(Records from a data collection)
╔══
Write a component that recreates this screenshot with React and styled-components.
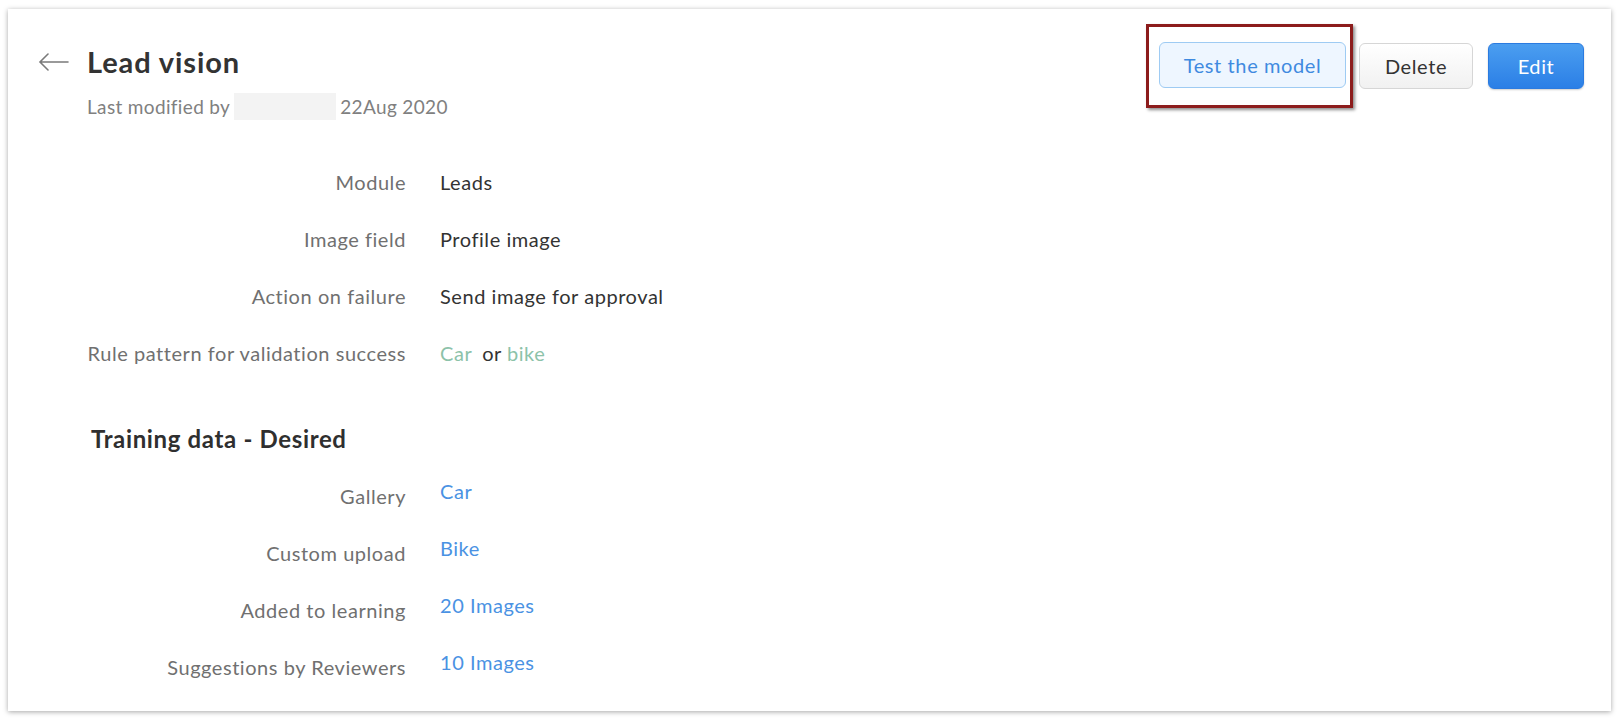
import React from 'react';
import styled, { createGlobalStyle } from 'styled-components';

/** global page reset */
const GlobalStyle = createGlobalStyle`
    html, body {
        margin: 0;
        padding: 0;
        background: #ffffff;
        font-family: Lato, "Open Sans", sans-serif;
    }
`

/** styled components */
const Page = styled.div`
    width: 1620px;
    height: 720px;
    padding: 9px 9px 9px 8px;
    box-sizing: border-box;
`
const Card = styled.div`
    height: 702px;
    box-sizing: border-box;
    background: #fff;
    box-shadow: 0 1px 5px rgba(0, 0, 0, 0.35);
    padding: 0 27px 0 30px;
    display: flex;
    flex-direction: column;
`
const Header = styled.div`
    display: flex;
    justify-content: space-between;
    align-items: flex-start;
`
const TitleBlock = styled.div`
    padding-top: 36px;
`
const TitleRow = styled.div`
    display: flex;
    align-items: center;
`
const BackArrow = styled.svg`
    width: 31px;
    height: 18px;
    margin-right: 18px;
    color: #7a7a7a;
`
const Title = styled.h1`
    margin: 0;
    font-size: 29px;
    line-height: 34px;
    letter-spacing: 0.9px;
    font-weight: 700;
    color: #333;
`
const Meta = styled.div`
    margin: 14px 0 0 49px;
    font-size: 19px;
    line-height: 24px;
    letter-spacing: 0.35px;
    color: #808080;
    display: flex;
    align-items: center;
`
const Redacted = styled.span`
    display: inline-block;
    width: 102px;
    height: 27px;
    margin: 0 4px;
    background: #f3f3f3;
`
const Actions = styled.div`
    display: flex;
    align-items: flex-start;
    padding-top: 15px;
`
const Highlight = styled.div`
    border: 3px solid #8c1c1c;
    padding: 15px 4px 17px 10px;
    box-shadow: 2px 2px 3px rgba(0, 0, 0, 0.45);
    margin-right: 6px;
`
const Button = styled.button`
    height: 46px;
    box-sizing: border-box;
    padding: 0;
    width: ${props => props.width}px;
    border-radius: 6px;
    font-family: Lato, "Open Sans", sans-serif;
    font-size: 20px;
    letter-spacing: 0.6px;
    cursor: pointer;
    ${props => props.variant === 'primary' && `
        background: linear-gradient(#4b9ef0, #2b7fe6);
        border: 1px solid #2b7be0;
        color: #fff;
        box-shadow: 0 1px 2px rgba(0, 0, 0, 0.2);
    `}
    ${props => props.variant === 'outline' && `
        background: #eef6ff;
        border: 1px solid #9ecbf3;
        color: #3f8ae0;
    `}
    ${props => props.variant === 'default' && `
        background: linear-gradient(#ffffff, #f1f1f1);
        border: 1px solid #d6d6d6;
        color: #333;
    `}
`
const Spacer = styled.span`
    display: inline-block;
    width: ${props => props.size}px;
`
const DetailList = styled.div`
    display: grid;
    grid-template-columns: 368px 1fr;
    grid-auto-rows: 57px;
    column-gap: 34px;
    margin-top: ${props => props.top}px;
`
const Label = styled.div`
    display: flex;
    align-items: center;
    justify-content: flex-end;
    font-size: 20px;
    letter-spacing: 0.55px;
    color: #707070;
`
const Value = styled.div`
    display: flex;
    align-items: center;
    font-size: 20px;
    letter-spacing: 0.55px;
    color: #333;
    padding-bottom: ${props => (props.raised ? 9 : 0)}px;
`
const Keyword = styled.span`
    color: #8cc2a9;
`
const Link = styled.span`
    color: #4a92e3;
`
const SectionTitle = styled.h2`
    margin: 43px 0 0 53px;
    font-size: 24px;
    line-height: 30px;
    letter-spacing: 0.65px;
    font-weight: 700;
    color: #2f2f2f;
`

const details = [
    { label: 'Module', value: 'Leads' },
    { label: 'Image field', value: 'Profile image' },
    { label: 'Action on failure', value: 'Send image for approval' },
    {
        label: 'Rule pattern for validation success',
        value: <><Keyword>Car</Keyword><Spacer size={10} />or<Spacer size={5} /><Keyword>bike</Keyword></>,
    },
]

const training = [
    { label: 'Gallery', value: 'Car' },
    { label: 'Custom upload', value: 'Bike' },
    { label: 'Added to learning', value: '20 Images' },
    { label: 'Suggestions by Reviewers', value: '10 Images' },
]

const App = () => {
    return (
        <Page>
            <GlobalStyle />
            <Card>
                <Header>
                    <TitleBlock>
                        <TitleRow>
                            <BackArrow viewBox="0 0 31 18" fill="none" stroke="currentColor" strokeWidth="1.6" strokeLinecap="round">
                                <path d="M30 9H2M10 1L2 9l8 8" />
                            </BackArrow>
                            <Title>Lead vision</Title>
                        </TitleRow>
                        <Meta>
                            Last modified by<Redacted />22Aug 2020
                        </Meta>
                    </TitleBlock>
                    <Actions>
                        <Highlight>
                            <Button variant="outline" width={187}>Test the model</Button>
                        </Highlight>
                        <Button variant="default" width={114} style={{ marginTop: 19 }}>Delete</Button>
                        <Spacer size={15} />
                        <Button variant="primary" width={96} style={{ marginTop: 19 }}>Edit</Button>
                    </Actions>
                </Header>

                <DetailList top={33}>
                    {details.map(d => (
                        <React.Fragment key={d.label}>
                            <Label>{d.label}</Label>
                            <Value>{d.value}</Value>
                        </React.Fragment>
                    ))}
                </DetailList>

                <SectionTitle>Training data - Desired</SectionTitle>

                <DetailList top={13}>
                    {training.map(d => (
                        <React.Fragment key={d.label}>
                            <Label>{d.label}</Label>
                            <Value raised><Link>{d.value}</Link></Value>
                        </React.Fragment>
                    ))}
                </DetailList>
            </Card>
        </Page>
    )
}

export default App;
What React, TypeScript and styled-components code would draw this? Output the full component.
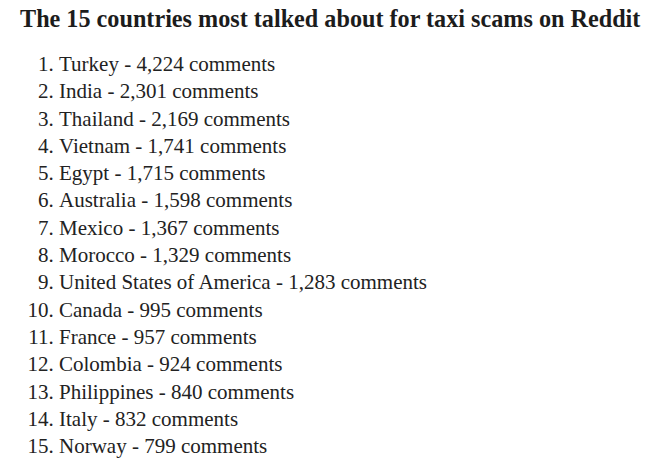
import styled, { createGlobalStyle } from 'styled-components';

const GlobalStyle = createGlobalStyle`
  html, body {
    margin: 0;
    padding: 0;
    background: #ffffff;
  }
`;

const Page = styled.div`
  width: 652px;
  height: 470px;
  box-sizing: border-box;
  padding: 4px 0 0 20px;
  font-family: 'Liberation Serif', 'Times New Roman', serif;
  color: #222222;
  background: #ffffff;
  overflow: hidden;
`;

const Title = styled.h2`
  margin: 0;
  font-size: 24.2px;
  line-height: 30px;
  font-weight: 700;
  color: #1c1c1c;
  white-space: nowrap;
`;

const List = styled.ol`
  margin: 17px 0 0;
  padding-left: 39px;
  list-style: decimal;
`;

const Item = styled.li`
  font-size: 21px;
  line-height: 27.3px;
`;

const countries: [string, string][] = [
  ['Turkey', '4,224'],
  ['India', '2,301'],
  ['Thailand', '2,169'],
  ['Vietnam', '1,741'],
  ['Egypt', '1,715'],
  ['Australia', '1,598'],
  ['Mexico', '1,367'],
  ['Morocco', '1,329'],
  ['United States of America', '1,283'],
  ['Canada', '995'],
  ['France', '957'],
  ['Colombia', '924'],
  ['Philippines', '840'],
  ['Italy', '832'],
  ['Norway', '799'],
];

export default function App() {
  return (
    <>
      <GlobalStyle />
      <Page>
        <Title>The 15 countries most talked about for taxi scams on Reddit</Title>
        <List>
          {countries.map(([name, count]) => (
            <Item key={name}>
              {name} - {count} comments
            </Item>
          ))}
        </List>
      </Page>
    </>
  );
}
╚══
Exercise:
Copy out the entries verbatim and leave the images out.

Exercise response:
Write a component that recreates this screenshot with React and styled-components.
import React from 'react';
import styled, { createGlobalStyle } from 'styled-components';

/** global page reset */
const GlobalStyle = createGlobalStyle`
    html, body {
        margin: 0;
        padding: 0;
        background: #ffffff;
        font-family: Lato, "Open Sans", sans-serif;
    }
`

/** styled components */
const Page = styled.div`
    width: 1620px;
    height: 720px;
    padding: 9px 9px 9px 8px;
    box-sizing: border-box;
`
const Card = styled.div`
    height: 702px;
    box-sizing: border-box;
    background: #fff;
    box-shadow: 0 1px 5px rgba(0, 0, 0, 0.35);
    padding: 0 27px 0 30px;
    display: flex;
    flex-direction: column;
`
const Header = styled.div`
    display: flex;
    justify-content: space-between;
    align-items: flex-start;
`
const TitleBlock = styled.div`
    padding-top: 36px;
`
const TitleRow = styled.div`
    display: flex;
    align-items: center;
`
const BackArrow = styled.svg`
    width: 31px;
    height: 18px;
    margin-right: 18px;
    color: #7a7a7a;
`
const Title = styled.h1`
    margin: 0;
    font-size: 29px;
    line-height: 34px;
    letter-spacing: 0.9px;
    font-weight: 700;
    color: #333;
`
const Meta = styled.div`
    margin: 14px 0 0 49px;
    font-size: 19px;
    line-height: 24px;
    letter-spacing: 0.35px;
    color: #808080;
    display: flex;
    align-items: center;
`
const Redacted = styled.span`
    display: inline-block;
    width: 102px;
    height: 27px;
    margin: 0 4px;
    background: #f3f3f3;
`
const Actions = styled.div`
    display: flex;
    align-items: flex-start;
    padding-top: 15px;
`
const Highlight = styled.div`
    border: 3px solid #8c1c1c;
    padding: 15px 4px 17px 10px;
    box-shadow: 2px 2px 3px rgba(0, 0, 0, 0.45);
    margin-right: 6px;
`
const Button = styled.button`
    height: 46px;
    box-sizing: border-box;
    padding: 0;
    width: ${props => props.width}px;
    border-radius: 6px;
    font-family: Lato, "Open Sans", sans-serif;
    font-size: 20px;
    letter-spacing: 0.6px;
    cursor: pointer;
    ${props => props.variant === 'primary' && `
        background: linear-gradient(#4b9ef0, #2b7fe6);
        border: 1px solid #2b7be0;
        color: #fff;
        box-shadow: 0 1px 2px rgba(0, 0, 0, 0.2);
    `}
    ${props => props.variant === 'outline' && `
        background: #eef6ff;
        border: 1px solid #9ecbf3;
        color: #3f8ae0;
    `}
    ${props => props.variant === 'default' && `
        background: linear-gradient(#ffffff, #f1f1f1);
        border: 1px solid #d6d6d6;
        color: #333;
    `}
`
const Spacer = styled.span`
    display: inline-block;
    width: ${props => props.size}px;
`
const DetailList = styled.div`
    display: grid;
    grid-template-columns: 368px 1fr;
    grid-auto-rows: 57px;
    column-gap: 34px;
    margin-top: ${props => props.top}px;
`
const Label = styled.div`
    display: flex;
    align-items: center;
    justify-content: flex-end;
    font-size: 20px;
    letter-spacing: 0.55px;
    color: #707070;
`
const Value = styled.div`
    display: flex;
    align-items: center;
    font-size: 20px;
    letter-spacing: 0.55px;
    color: #333;
    padding-bottom: ${props => (props.raised ? 9 : 0)}px;
`
const Keyword = styled.span`
    color: #8cc2a9;
`
const Link = styled.span`
    color: #4a92e3;
`
const SectionTitle = styled.h2`
    margin: 43px 0 0 53px;
    font-size: 24px;
    line-height: 30px;
    letter-spacing: 0.65px;
    font-weight: 700;
    color: #2f2f2f;
`

const details = [
    { label: 'Module', value: 'Leads' },
    { label: 'Image field', value: 'Profile image' },
    { label: 'Action on failure', value: 'Send image for approval' },
    {
        label: 'Rule pattern for validation success',
        value: <><Keyword>Car</Keyword><Spacer size={10} />or<Spacer size={5} /><Keyword>bike</Keyword></>,
    },
]

const training = [
    { label: 'Gallery', value: 'Car' },
    { label: 'Custom upload', value: 'Bike' },
    { label: 'Added to learning', value: '20 Images' },
    { label: 'Suggestions by Reviewers', value: '10 Images' },
]

const App = () => {
    return (
        <Page>
            <GlobalStyle />
            <Card>
                <Header>
                    <TitleBlock>
                        <TitleRow>
                            <BackArrow viewBox="0 0 31 18" fill="none" stroke="currentColor" strokeWidth="1.6" strokeLinecap="round">
                                <path d="M30 9H2M10 1L2 9l8 8" />
                            </BackArrow>
                            <Title>Lead vision</Title>
                        </TitleRow>
                        <Meta>
                            Last modified by<Redacted />22Aug 2020
                        </Meta>
                    </TitleBlock>
                    <Actions>
                        <Highlight>
                            <Button variant="outline" width={187}>Test the model</Button>
                        </Highlight>
                        <Button variant="default" width={114} style={{ marginTop: 19 }}>Delete</Button>
                        <Spacer size={15} />
                        <Button variant="primary" width={96} style={{ marginTop: 19 }}>Edit</Button>
                    </Actions>
                </Header>

                <DetailList top={33}>
                    {details.map(d => (
                        <React.Fragment key={d.label}>
                            <Label>{d.label}</Label>
                            <Value>{d.value}</Value>
                        </React.Fragment>
                    ))}
                </DetailList>

                <SectionTitle>Training data - Desired</SectionTitle>

                <DetailList top={13}>
                    {training.map(d => (
                        <React.Fragment key={d.label}>
                            <Label>{d.label}</Label>
                            <Value raised><Link>{d.value}</Link></Value>
                        </React.Fragment>
                    ))}
                </DetailList>
            </Card>
        </Page>
    )
}

export default App;
What React, TypeScript and styled-components code would draw this? Output the full component.
import styled, { createGlobalStyle } from 'styled-components';

const GlobalStyle = createGlobalStyle`
  html, body {
    margin: 0;
    padding: 0;
    background: #ffffff;
  }
`;

const Page = styled.div`
  width: 652px;
  height: 470px;
  box-sizing: border-box;
  padding: 4px 0 0 20px;
  font-family: 'Liberation Serif', 'Times New Roman', serif;
  color: #222222;
  background: #ffffff;
  overflow: hidden;
`;

const Title = styled.h2`
  margin: 0;
  font-size: 24.2px;
  line-height: 30px;
  font-weight: 700;
  color: #1c1c1c;
  white-space: nowrap;
`;

const List = styled.ol`
  margin: 17px 0 0;
  padding-left: 39px;
  list-style: decimal;
`;

const Item = styled.li`
  font-size: 21px;
  line-height: 27.3px;
`;

const countries: [string, string][] = [
  ['Turkey', '4,224'],
  ['India', '2,301'],
  ['Thailand', '2,169'],
  ['Vietnam', '1,741'],
  ['Egypt', '1,715'],
  ['Australia', '1,598'],
  ['Mexico', '1,367'],
  ['Morocco', '1,329'],
  ['United States of America', '1,283'],
  ['Canada', '995'],
  ['France', '957'],
  ['Colombia', '924'],
  ['Philippines', '840'],
  ['Italy', '832'],
  ['Norway', '799'],
];

export default function App() {
  return (
    <>
      <GlobalStyle />
      <Page>
        <Title>The 15 countries most talked about for taxi scams on Reddit</Title>
        <List>
          {countries.map(([name, count]) => (
            <Item key={name}>
              {name} - {count} comments
            </Item>
          ))}
        </List>
      </Page>
    </>
  );
}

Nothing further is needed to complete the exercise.